The remains of the 23m keep on top of the tower does look good, especially from a nice viewpoint or in mist or at sunset. But I’d never appreciated how enormous it would have been in the twelfth century, when even castles mostly didn’t get the privilege of stone walls. It was a skyscraper, higher than the villagers could even imagine. And it would have been whitewashed. I’m so used to the grey stone, I’d never considered it being painted. But then you see pictures of what the castle might once have looked like and it was white. So was the White Tower of the Tower of London. In an age when stone had ceased to be a marker of such status, whitewash became the way to show how important your castle was.

The towering remains of the keep

Other than feeling bounced around and overwhelmed in the history department (I had to draw a chart of the royals from Cerdic in 519 to Elizabeth today just to make sense of which bit happened when), I really enjoyed my day at Corfe Castle. I ate my picnic in the Old Hall, perhaps on the spot where teenage Edward was killed while young Æthelred watched. I stood at a window where Henry VIII might have presented his various wives, a Tudor Buckingham Palace balcony. I found the remains of a room that the ruins have turned into a sun-trap of a south-facing balcony, with views over the village and the Purbeck Hills and the railway, complete with steam train.

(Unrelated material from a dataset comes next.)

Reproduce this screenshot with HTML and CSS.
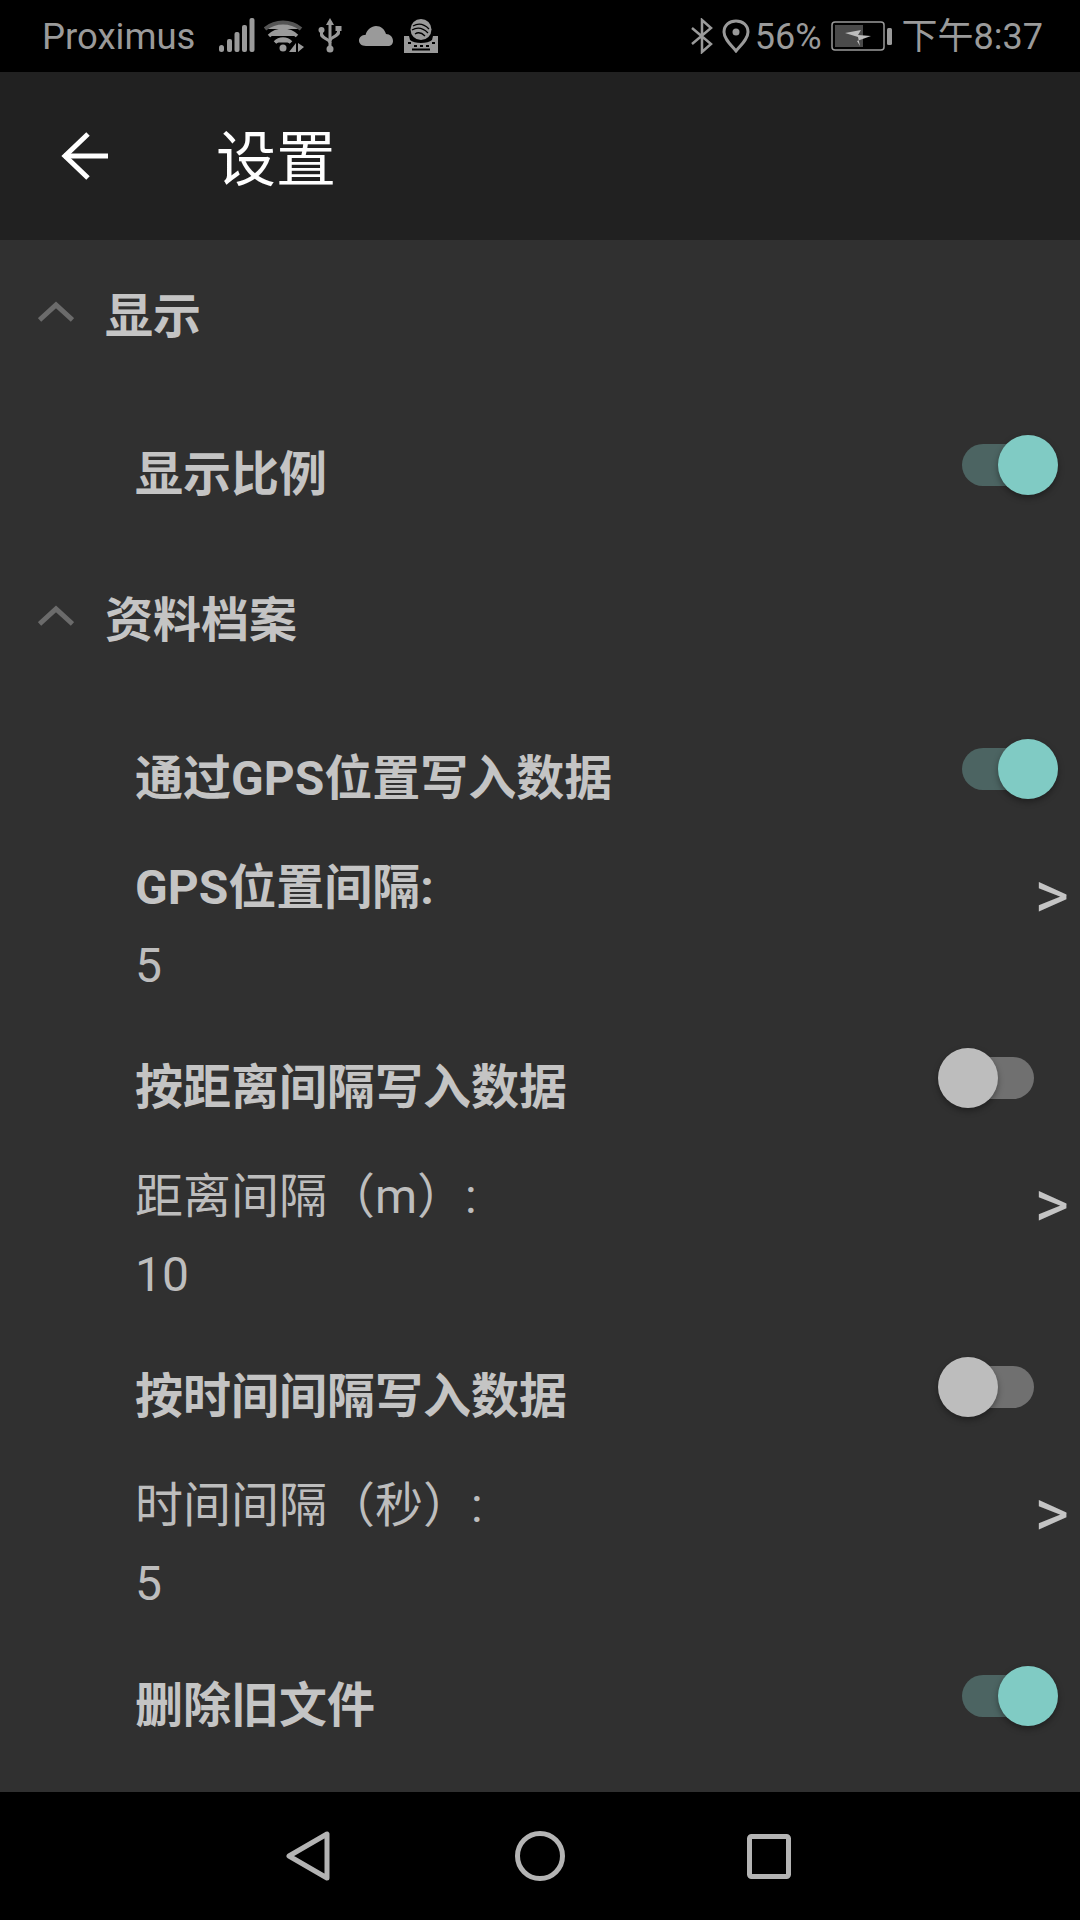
FILE: index.html
```html
<!DOCTYPE html>
<html lang="zh-CN">
<head>
    <meta charset="UTF-8">
    <meta name="viewport" content="width=device-width, initial-scale=1.0">
    <title>设置</title>
    <link rel="stylesheet" href="styles.css">
</head>
<body>
    <div class="statusbar">
        <div class="status-left">
            <span class="carrier">Proximus</span>
            <svg class="ic-signal" width="36" height="36" viewBox="0 0 36 36">
                <rect x="0" y="27" width="5" height="7" rx="2.5"/>
                <rect x="8" y="21" width="5" height="13" rx="2"/>
                <rect x="15.5" y="14" width="5" height="20" rx="2"/>
                <rect x="23" y="7" width="5" height="27" rx="2"/>
                <rect x="30.500" y="0" width="5" height="34" rx="2"/>
            </svg>
            <svg class="ic-wifi" width="40" height="36" viewBox="0 0 40 36" fill="none" stroke="#9a9a9a">
                <path d="M1 11 A28.500 28.500 0 0 1 37 11" stroke="#555" stroke-width="4"/>
                <path d="M5 18 A20 20 0 0 1 33 18" stroke-width="3.500"/>
                <path d="M11 24.500 A11 11 0 0 1 27 24.500" stroke-width="3.500"/>
                <circle cx="19" cy="30" r="3.500" fill="#9a9a9a" stroke="none"/>
                <path d="M32 25 L32 34 L25 34 Z M34 25 L34 34 L40 29 Z" fill="#9a9a9a" stroke="none"/>
            </svg>
            <svg class="ic-usb" width="24" height="36" viewBox="0 0 24 36" fill="none" stroke="#9a9a9a" stroke-width="3">
                <path d="M12 3 L12 31"/>
                <path d="M12 0 L16 7 L8 7 Z" fill="#9a9a9a" stroke="none"/>
                <circle cx="12" cy="31" r="3.500" fill="#9a9a9a" stroke="none"/>
                <path d="M3.500 14 L3.500 17 C3.500 20 12 21 12 25"/>
                <path d="M20.500 12 L20.500 15 C20.500 18 12 19 12 23"/>
                <circle cx="3.500" cy="12" r="3" fill="#9a9a9a" stroke="none"/>
                <rect x="17.500" y="8" width="6" height="5" fill="#9a9a9a" stroke="none"/>
            </svg>
            <svg class="ic-cloud" width="34" height="20" viewBox="0 0 34 20">
                <path d="M7 20 C2 20 0 17 0 14.500 C0 11 3 9 6.500 9 C8 3.500 12.500 0 17 0 C22 0 25.500 3 27 8 C31 8 34 11 34 15 C34 18 32 20 29 20 Z"/>
            </svg>
            <svg class="ic-swift" width="34" height="34" viewBox="0 0 34 34">
                <circle cx="17" cy="10.500" r="10.500"/>
                <path d="M9 7 C14 4 20 5 25 10 M8 11 C13 8 19 9 24 14 M11 15 C14 13 18 14 21 17" fill="none" stroke="#000" stroke-width="1.300"/>
                <path d="M0 17 L5 17 L6 21 C10 25 24 25 28 21 L29 17 L34 17 L34 34 L0 34 Z"/>
                <path d="M4 24 h3 M10 27 h3 M16 27 h3 M22 27 h3 M28 24 h3 M8 30.500 h18" stroke="#000" stroke-width="2"/>
            </svg>
        </div>
        <div class="status-right">
            <svg class="ic-bt" width="22" height="36" viewBox="0 0 22 36" fill="none" stroke="#9a9a9a" stroke-width="2.500">
                <path d="M1 10 L20 26 L11 34 L11 2 L20 10 L1 26"/>
            </svg>
            <svg class="ic-pin" width="28" height="34" viewBox="0 0 28 34" fill="none" stroke="#9a9a9a" stroke-width="3">
                <path d="M14 32 C9 26 2 20 2 13 C2 6 7.500 2 14 2 C20.500 2 26 6 26 13 C26 20 19 26 14 32 Z"/>
                <circle cx="14" cy="13" r="3.500" fill="#9a9a9a" stroke="none"/>
            </svg>
            <span class="percent">56%</span>
            <svg class="ic-battery" width="62" height="30" viewBox="0 0 62 30">
                <rect x="1" y="1" width="52" height="28" rx="3" fill="none" stroke="#9a9a9a" stroke-width="1.500"/>
                <rect x="4" y="4" width="28" height="22" fill="#4a4a4a"/>
                <path d="M14 12 L30 9 L27 14 L40 15 L26 20 L29 25 L27 16 Z" fill="#bdbdbd"/>
                <rect x="56" y="7" width="5" height="17" rx="1.500" fill="#9a9a9a"/>
            </svg>
            <span class="clock">下午8:37</span>
        </div>
    </div>

    <header class="toolbar">
        <svg class="back" width="48" height="48" viewBox="0 0 48 48" fill="none" stroke="#fff" stroke-width="5">
            <path d="M49 24 L4 24"/>
            <path d="M28 2 L5 24 L28 46"/>
        </svg>
        <h1>设置</h1>
    </header>

    <main class="settings">
        <div class="section"><svg class="chevron" width="36" height="22" viewBox="0 0 36 22" fill="none" stroke="#6b6b6b" stroke-width="5"><path d="M1.500 19 L18 4 L34.500 19"/></svg>显示</div>
        <div class="row row-toggle">
            <span class="title">显示比例</span>
            <span class="switch on"><i></i></span>
        </div>

        <div class="section"><svg class="chevron" width="36" height="22" viewBox="0 0 36 22" fill="none" stroke="#6b6b6b" stroke-width="5"><path d="M1.500 19 L18 4 L34.500 19"/></svg>资料档案</div>
        <div class="row row-toggle">
            <span class="title">通过GPS位置写入数据</span>
            <span class="switch on"><i></i></span>
        </div>
        <div class="row row-value">
            <div>
                <div class="title">GPS位置间隔:</div>
                <div class="value">5</div>
            </div>
            <span class="more">&gt;</span>
        </div>
        <div class="row row-toggle">
            <span class="title">按距离间隔写入数据</span>
            <span class="switch"><i></i></span>
        </div>
        <div class="row row-value">
            <div>
                <div class="label">距离间隔（m）:</div>
                <div class="value">10</div>
            </div>
            <span class="more">&gt;</span>
        </div>
        <div class="row row-toggle">
            <span class="title">按时间间隔写入数据</span>
            <span class="switch"><i></i></span>
        </div>
        <div class="row row-value">
            <div>
                <div class="label">时间间隔（秒）:</div>
                <div class="value">5</div>
            </div>
            <span class="more">&gt;</span>
        </div>
        <div class="row row-toggle">
            <span class="title">删除旧文件</span>
            <span class="switch on"><i></i></span>
        </div>
        <div class="row row-value row-last">
            <div>
                <div class="label">保留旧文件（天）:</div>
                <div class="value">7</div>
            </div>
            <span class="more">&gt;</span>
        </div>
    </main>

    <nav class="navbar">
        <svg width="44" height="50" viewBox="0 0 44 50" fill="none" stroke="#b4b4b4" stroke-width="5" stroke-linejoin="round">
            <path d="M41 3 L41 47 L3 25 Z" />
        </svg>
        <svg width="50" height="50" viewBox="0 0 50 50" fill="none" stroke="#b4b4b4" stroke-width="5">
            <circle cx="25" cy="25" r="22.500"/>
        </svg>
        <svg class="nav-recent" width="44" height="45" viewBox="0 0 44 45" fill="none" stroke="#b4b4b4" stroke-width="5" stroke-linejoin="round">
            <rect x="2.500" y="2.500" width="39" height="40" rx="2"/>
        </svg>
    </nav>
</body>
</html>
```

FILE: styles.css
```css
* {
    box-sizing: border-box;
}

body {
    margin: 0;
    width: 1080px;
    height: 1920px;
    display: flex;
    flex-direction: column;
    overflow: hidden;
    background-color: #303030;
    font-family: "Roboto", "Noto Sans CJK SC", sans-serif;
}

.statusbar {
    height: 72px;
    background-color: #000;
    color: #9a9a9a;
    font-size: 36px;
    line-height: 44px;
    display: flex;
    justify-content: space-between;
    align-items: center;
    padding: 0 37px 0 42px;
}

.status-left,
.status-right {
    display: flex;
    align-items: center;
}

.status-left svg {
    fill: #9a9a9a;
}

.carrier {
    margin: 2px 24px 0 0;
    font-size: 36.5px;
}

.ic-wifi {
    margin-left: 9px;
}

.ic-usb {
    margin-left: 14px;
}

.ic-cloud {
    margin-left: 17px;
}

.ic-swift {
    margin-left: 11px;
}

.ic-pin {
    margin-left: 9px;
}

.percent {
    margin: 2px 0 0 5px;
}

.ic-battery {
    margin-left: 9px;
}

.clock {
    margin: 2px 0 0 9px;
}

.toolbar {
    height: 168px;
    background-color: #212121;
    display: flex;
    align-items: center;
    padding-left: 60px;
}

.toolbar h1 {
    margin: 0 0 4px 108px;
    color: #fff;
    font-size: 60px;
    font-weight: 400;
}

.settings {
    flex: 1;
    overflow: hidden;
    color: #c4c4c4;
    font-size: 48px;
    line-height: 60px;
}

.section {
    height: 152px;
    display: flex;
    align-items: center;
    padding: 2px 0 0 38px;
    font-weight: 700;
}

.chevron {
    margin: -10px 31px 0 0;
}

.row {
    display: flex;
    justify-content: space-between;
    align-items: flex-start;
    padding: 0 46px 0 135px;
}

.row-toggle {
    height: 152px;
    padding-top: 53px;
}

.row-value {
    height: 157px;
    padding-top: 10px;
}

.row-last {
    padding-top: 12px;
}

.title {
    font-weight: 700;
}

.label,
.value {
    font-weight: 400;
    color: #bdbdbd;
}

.value {
    margin-top: 18px;
}

.switch {
    position: relative;
    width: 72px;
    height: 42px;
    margin-top: -1px;
    border-radius: 21px;
    background-color: #707070;
}

.switch i {
    position: absolute;
    top: -9px;
    left: -24px;
    width: 60px;
    height: 60px;
    border-radius: 50%;
    background-color: #bdbdbd;
    box-shadow: 0 3px 6px rgba(0, 0, 0, 0.35);
}

.switch.on {
    background-color: #4c6462;
}

.switch.on i {
    left: 36px;
    background-color: #80cbc4;
}

.more {
    font-size: 66px;
    margin: 8px -35px 0 0;
}

.navbar {
    height: 128px;
    background-color: #000;
    display: flex;
    align-items: center;
    justify-content: center;
    gap: 185px;
    padding-right: 3px;
}

.nav-recent {
    margin-left: -3px;
}
```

Original herringbone brickwork of the Old Hall

Selfie overlooking the outer bailey

Battle of Britain class 257 Squadron steam locomotive at Corfe Castle station

Battle of Britain class 257 Squadron steam locomotive at Norden station

(I became incandescent with rage at the American tourist who described the 87-ton Battle of Britain class “spam can” steam locomotive as “so cute, it looks like Thomas!” and even more so at the gormless local who remarked “Here comes the Hogwarts Express!”. Not everything in this country is from a kids’ book about a wizard at boarding school!! Guaranteed beserk button, that.)

Normally I’d have got on that train afterwards and chuffed off to Swanage but plague. I walked back along the railway line to my car and went to Arne. But that’s another story.